By David RoherA league is considered to have parity if there is not a wide difference in talent level between the best and worst teams. An easy way to measure that is to find the standard deviation of win totals among the teams in the league for any given year. Thanks to the amazing Baseball Reference, I was able to compile the standard deviation for every year from 1901 on. Basically, the way to interpret the graph is that the smaller the standard deviation, the greater the parity in that year. There’s a lot of interesting stuff to find in this graph, and I hope that some of you will point them out in the comments. Here are some of my thoughts:
– There is a clear upward trend in parity (downward trend in SD) over the course of MLB history.

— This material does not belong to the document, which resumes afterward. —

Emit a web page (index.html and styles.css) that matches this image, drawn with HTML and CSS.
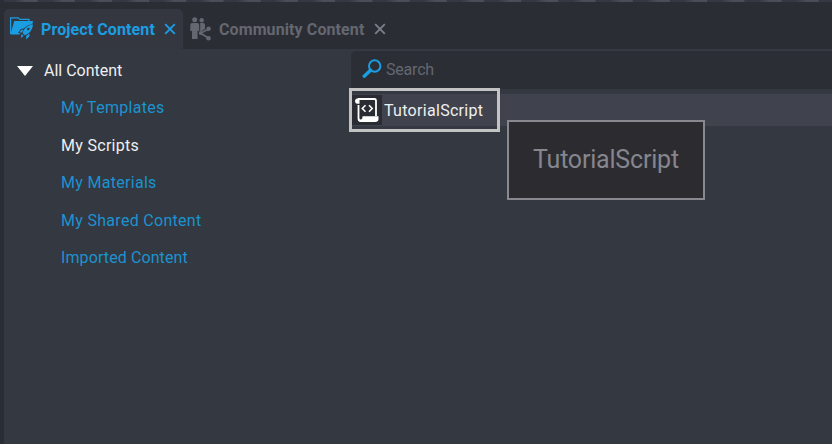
FILE: index.html
```html
<!DOCTYPE html>
<html lang="en">
<head>
<meta charset="utf-8">
<title>Project Content</title>
<link rel="stylesheet" href="styles.css">
</head>
<body>
<div class="window">
  <div class="top-edge"></div>
  <nav class="tabs">
    <div class="tab tab-active">
      <svg class="folder-icon" viewBox="0 0 24 24">
        <path d="M.6 17V.8h7.600l1.800 1.600h9v1.800" fill="none" stroke="currentColor" stroke-width="1.200"/>
        <path d="M.4 17.500L4.200 4h18.800l-.6 3.200c-3.500.2-6.400 1.800-8.400 4.300l-3.200.6-2.800 4 2.500.2-1 1.200z" fill="currentColor"/>
        <path d="M23 7.500c-4 .2-7.500 2.200-9.500 6l-1 2.500 2.300 2.200c4.500-1.700 7.500-4.700 8.200-10.700z" fill="currentColor"/>
        <path d="M9.300 15.200l2.200-2.500h2l-1.500 2.700zM16 19l3.500-2.600v2.800L16.300 22.500zM11.500 17l2.200 1.800-2.900 2.400z" fill="currentColor"/>
        <circle cx="18.300" cy="12" r="1.300" fill="#343740"/>
      </svg>
      <span class="tab-label">Project Content</span>
      <svg class="close-icon" viewBox="0 0 12 12"><path d="M1.2 1.2l9.6 9.6M10.8 1.2l-9.6 9.6"/></svg>
    </div>
    <div class="tab tab-idle">
      <svg class="people-icon" viewBox="0 0 22 24">
        <g fill="currentColor">
          <circle cx="4.700" cy="2.800" r="2.500"/>
          <path d="M2 6h5.500q1.700 0 1.700 2v6H7.500v8H2v-8H.3V8q0-2 1.700-2z"/>
          <circle cx="11.700" cy="3.200" r="2.200"/>
          <path d="M10.200 6H13q2 0 2 2v4l-4 2.500h-.8z"/>
          <circle cx="18.600" cy="11.700" r="2.200"/><circle cx="10.700" cy="16" r="1.900"/><circle cx="18.500" cy="21.300" r="2.300"/>
        </g>
        <path d="M18.500 12l-8 4.300 8 4.800" fill="none" stroke="currentColor" stroke-width="1.800"/>
      </svg>
      <span class="tab-label">Community Content</span>
      <svg class="close-icon" viewBox="0 0 12 12"><path d="M1.2 1.2l9.6 9.6M10.8 1.2l-9.6 9.6"/></svg>
    </div>
  </nav>
  <main class="panel">
    <aside class="tree">
      <div class="tree-root"><svg class="arrow" viewBox="0 0 16 10"><path d="M0 0h16L8 10z"/></svg><span>All Content</span></div>
      <ul class="tree-list">
        <li>My Templates</li>
        <li class="selected">My Scripts</li>
        <li>My Materials</li>
        <li>My Shared Content</li>
        <li class="imported">Imported Content</li>
      </ul>
    </aside>
    <section class="content">
      <div class="search">
        <svg class="search-icon" viewBox="0 0 20 20"><circle cx="12.700" cy="7" r="5.700" fill="none" stroke="currentColor" stroke-width="2"/><path d="M8.500 11.200l-6.300 6" stroke="currentColor" stroke-width="3.400" stroke-linecap="round"/></svg>
        <span>Search</span>
      </div>
      <div class="script-row">
        <span class="icon-cell">
          <svg class="script-icon" viewBox="0 0 24 24">
            <path d="M3.500 20V7M3 1h16.500q1.500 0 1.500 2v15" fill="none" stroke="#fff" stroke-width="1.800"/>
            <path d="M3.500.2h1v5.600H2Q0 5.500 0 3T3.500.2z" fill="#fff"/>
            <path d="M7.500 18.200H23.500V21q0 3-3.500 3H5.500q-3 0-2.900-4h1.800q0 1.500 1.400 1.500 1.700 0 1.700-3.300z" fill="#fff"/>
            <path d="M10.500 7.300L7.300 10.500l3.200 3.200M14 7.300l3.200 3.200-3.200 3.200" fill="none" stroke="#fff" stroke-width="1.600"/>
          </svg>
        </span>
        <span class="script-name">TutorialScript</span>
        <div class="highlight"></div>
        <div class="tooltip">TutorialScript</div>
      </div>
    </section>
  </main>
</div>
</body>
</html>
```
FILE: styles.css
```css
* { box-sizing: border-box; }
body {
  margin: 0;
  background: #2b2d35;
  font-family: Roboto, "Liberation Sans", sans-serif;
  font-size: 16px;
  overflow: hidden;
}
svg { display: block; flex: none; }
.window { width: 832px; height: 444px; display: flex; flex-direction: column; }
.top-edge {
  height: 2px;
  margin-left: 4px;
  background: repeating-linear-gradient(90deg, #353842 0 10px, #4b4e58 22px 33px, #353842 34px 37.200px);
}
.tabs { height: 47px; padding: 7px 0 0 4px; display: flex; }
.tab { height: 40px; display: flex; align-items: center; font-weight: 700; white-space: nowrap; }
.tab-active { width: 179px; padding-left: 6px; background: #343740; border-radius: 5px 5px 0 0; color: #1b9de2; }
.tab-idle { padding-left: 7px; color: #646770; }
.tab-label { line-height: 20px; padding-top: 2px; letter-spacing: .1px; }
.folder-icon { width: 24px; height: 24px; margin-right: 7px; }
.people-icon { width: 22px; height: 24px; margin-right: 7px; }
.tab-active .tab-label { width: 122.500px; }
.tab-idle .tab-label { width: 154.500px; }
.close-icon { width: 12px; height: 12px; }
.close-icon path { stroke: currentColor; stroke-width: 1.900; fill: none; }
.tab-idle .close-icon { color: #7c7f88; }
.panel { flex: 1; margin-left: 4px; background: #343840; display: flex; }
.tree { width: 347px; padding-top: 3px; }
.tree-root { height: 37px; padding-left: 13px; display: flex; align-items: center; gap: 11px; color: #eeeff0; }
.arrow { width: 16px; height: 10px; fill: #fff; }
.tree-list { list-style: none; margin: 0; padding: 0 0 0 57px; color: #1b93d0; letter-spacing: .3px; }
.tree-list li { height: 37.500px; line-height: 37.500px; }
.tree-list .selected { color: #eeeff0; }
.tree-list .imported { letter-spacing: .1px; }
.content { flex: 1; padding-top: 2px; }
.search { height: 38px; padding: 0 0 2px 11px; display: flex; align-items: center; gap: 4px; background: #2b2e35; border-radius: 5px 0 0 0; color: #646770; letter-spacing: -.2px; }
.search-icon { width: 20px; height: 20px; color: #1b9de2; }
.script-row { position: relative; height: 32px; margin-top: 5px; display: flex; align-items: center; background: #40434d; color: #eeeff0; }
.icon-cell { width: 31px; height: 30px; padding: 3px 0 0 4px; background: #292c33; }
.script-icon { width: 24px; height: 24px; }
.script-name { margin-left: 2px; letter-spacing: .3px; }
.highlight { position: absolute; left: -2px; top: -6px; width: 151px; height: 44px; border: 3px solid #c3c3c4; }
.tooltip { position: absolute; left: 156px; top: 26px; width: 198px; height: 80px; padding-left: 24px; border: 2px solid #888990; background: #2c2c30; color: #85868e; font-size: 25px; letter-spacing: -.2px; line-height: 75px; }
```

It was lowest in the earliest parts of the dead ball era, but increased throughout the dead ball era and into the first part of the 1920s. After a level period of about 20 years, there was a steep upward parity trend until the 1980s. From that point on, parity decreased until the turn of the 21st century. We currently appear to be on another parity increase swing (though not as steep as the best fit curve would indicate).
– My best guess for the cause of this increase is the increase in talent level. There’s no question that players today are stronger and more talented than their earlier counterparts. This isn’t to diminish those who succeeded before the current era at all – they didn’t get the same benefits of improvements to equipment, training and, uh, nutrition that today’s guys do. But when everyone gets more talented on average, the playing field gets leveled. Think about college sports compared to professional leagues – in college, a strong or weak strength of schedule can make or break your season, while that is only true to a much lesser extent in the pros.

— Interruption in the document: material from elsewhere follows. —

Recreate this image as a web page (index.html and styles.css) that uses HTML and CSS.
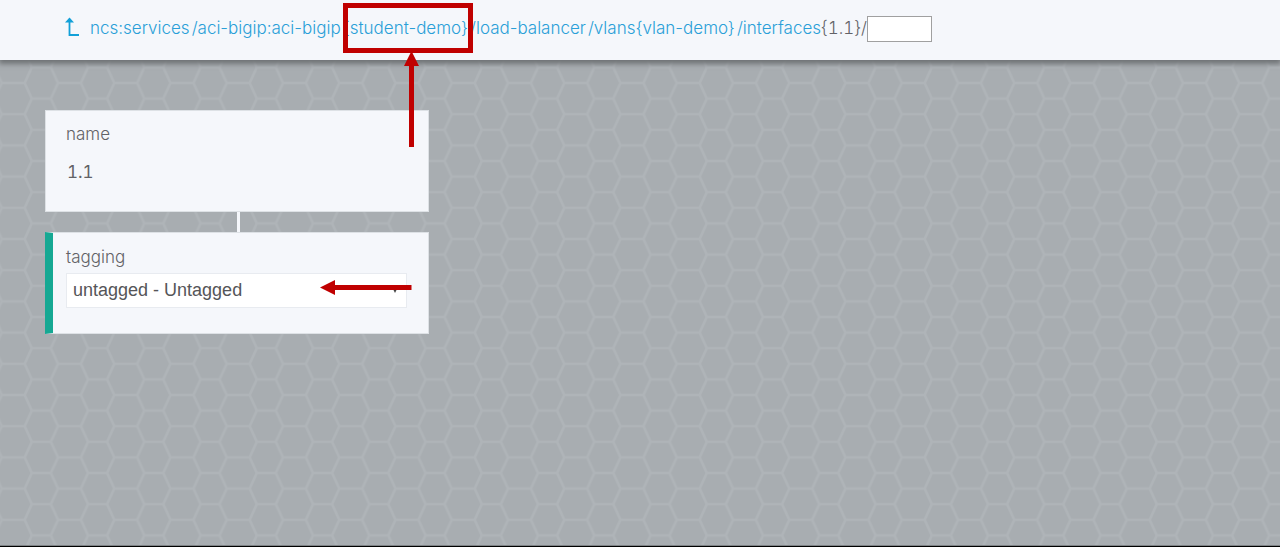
FILE: index.html
```html
<!DOCTYPE html>
<html lang="en">
<head>
<meta charset="utf-8">
<title>interfaces{1.1}</title>
<link rel="stylesheet" href="styles.css">
</head>
<body>
<header class="topbar">
  <a class="up" href="#" aria-label="Up one level">
    <svg width="16" height="20" viewBox="0 0 16 20" aria-hidden="true"><path d="M5.5 4V18H15" fill="none" stroke="#12a0d8" stroke-width="1.8"/><path d="M1 5.4 5.5 0.4 10 5.4Z" fill="#12a0d8"/></svg>
  </a>
  <nav class="path" aria-label="Path">
    <a href="#">ncs:services</a><a href="#">/aci-bigip:aci-bigip</a><a href="#">{student-demo}</a><a href="#">/load-balancer</a><a href="#">/vlans{vlan-demo}</a><a href="#">/interfaces</a><span class="path-key">{1.1}/</span>
  </nav>
  <input class="path-input" type="text" aria-label="Path segment">
</header>
<main class="canvas">
  <svg class="honeycomb" width="100%" height="100%" aria-hidden="true">
    <defs>
      <pattern id="hex" x="13.2" y="7.4" width="56.25" height="31.2" patternUnits="userSpaceOnUse">
        <path d="M-11.5 15.6H11.5L18.6 31.2H37.6L44.8 15.6H67.8M11.5 15.6 18.6 0H37.6L44.8 15.6" fill="none" stroke="#afb4b8" stroke-width="2.6"/>
      </pattern>
    </defs>
    <rect width="100%" height="100%" fill="url(#hex)"/>
  </svg>
  <section class="card">
    <h2 class="label">name</h2>
    <p class="value">1.1</p>
  </section>
  <div class="connector"></div>
  <section class="card card-edited">
    <label class="label" for="tagging">tagging</label>
    <div class="select-wrap">
      <select id="tagging" class="select"><option>untagged - Untagged</option></select>
      <svg class="caret" width="6" height="6" viewBox="0 0 6 6" aria-hidden="true"><path d="M0 0H6L3 6Z" fill="#444"/></svg>
    </div>
  </section>
</main>
<div class="mark-box"></div>
<svg class="mark-up" width="16" height="96" viewBox="0 0 16 96" aria-hidden="true"><path d="M7.5 0 15 15H10V96H5V15H0Z" fill="#c00000"/></svg>
<svg class="mark-left" width="92" height="16" viewBox="0 0 92 16" aria-hidden="true"><path d="M0 7.5 15 0V5H91.5V10H15V15Z" fill="#c00000"/></svg>
</body>
</html>
```
FILE: styles.css
```css
* { box-sizing: border-box; }
body {
  margin: 0;
  min-height: 100vh;
  display: flex;
  flex-direction: column;
  position: relative;
  font-family: Inter, "Liberation Sans", sans-serif;
  color: #626266;
  background: #a8adb1;
}
.topbar {
  display: flex;
  align-items: center;
  height: 60px;
  padding: 0 64px 3px;
  background: #f5f7fb;
  box-shadow: 0 3px 5px 1px #707376;
  position: relative;
  z-index: 1;
}
.up { display: flex; margin-right: 10px; padding-bottom: 3px; }
.path {
  padding-bottom: 1px;
  font-size: 17px;
  line-height: 24px;
  font-weight: 300;
  white-space: nowrap;
}
.path a { color: #2a9fd8; text-decoration: none; }
.path a + a { margin-left: 2px; }
.path-key { font-variant-numeric: tabular-nums; }
.path-input {
  width: 65px;
  height: 26px;
  border: 1px solid #a0a0a0;
  background: #fff;
  font: inherit;
}
.canvas {
  flex: 1;
  position: relative;
  padding: 50px 45px;
  border-bottom: 1px solid #000;
}
.honeycomb { position: absolute; inset: 0; border-bottom: 1px solid #7f8386; }
.card {
  position: relative;
  width: 384px;
  padding: 11px 21px 26px 20px;
  background: #f5f7fb;
  border: 1px solid #dde1e5;
}
.label {
  display: block;
  margin: 0;
  font-size: 17px;
  line-height: 24px;
  font-weight: 300;
}
.value {
  margin: 13px 1px 0;
  font-size: 17px;
  line-height: 26px;
  font-variant-numeric: tabular-nums;
}
.connector {
  position: relative;
  width: 3px;
  height: 20px;
  margin-left: 192px;
  background: #f5f7fb;
}
.card-edited {
  border-left: 8px solid #16a893;
  padding: 12px 21px 25px 13px;
}
.select-wrap { position: relative; margin-top: 4px; }
.select {
  display: block;
  width: 100%;
  height: 35px;
  padding: 0 6px 2px;
  appearance: none;
  border: 1px solid #e8ebf0;
  border-radius: 0;
  background: #fff;
  color: #555558;
  font-family: "Liberation Sans", Arial, sans-serif;
  font-size: 18px;
}
.caret { position: absolute; right: 9px; top: 14px; }
.mark-box {
  position: absolute;
  z-index: 2;
  left: 343px;
  top: 3px;
  width: 130px;
  height: 50px;
  border: 5px solid #c00000;
}
.mark-up { position: absolute; z-index: 2; left: 404px; top: 51px; }
.mark-left { position: absolute; z-index: 2; left: 320px; top: 280px; }
```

– It’s interesting that parity stopped its mid-century increase right around the time of the beginning of the free-agent era. However, it is unclear what effect that has had. Also worth noting is that the decrease in parity stopped right around 2001, and that revenue sharing was implemented one year later. But there’s not enough evidence here to see if those two things are related.
What do people think? I would hesitate to look at specific years, as I think a lot of that is noise. But I think the trends might be interesting. Additionally, how else can we measure parity?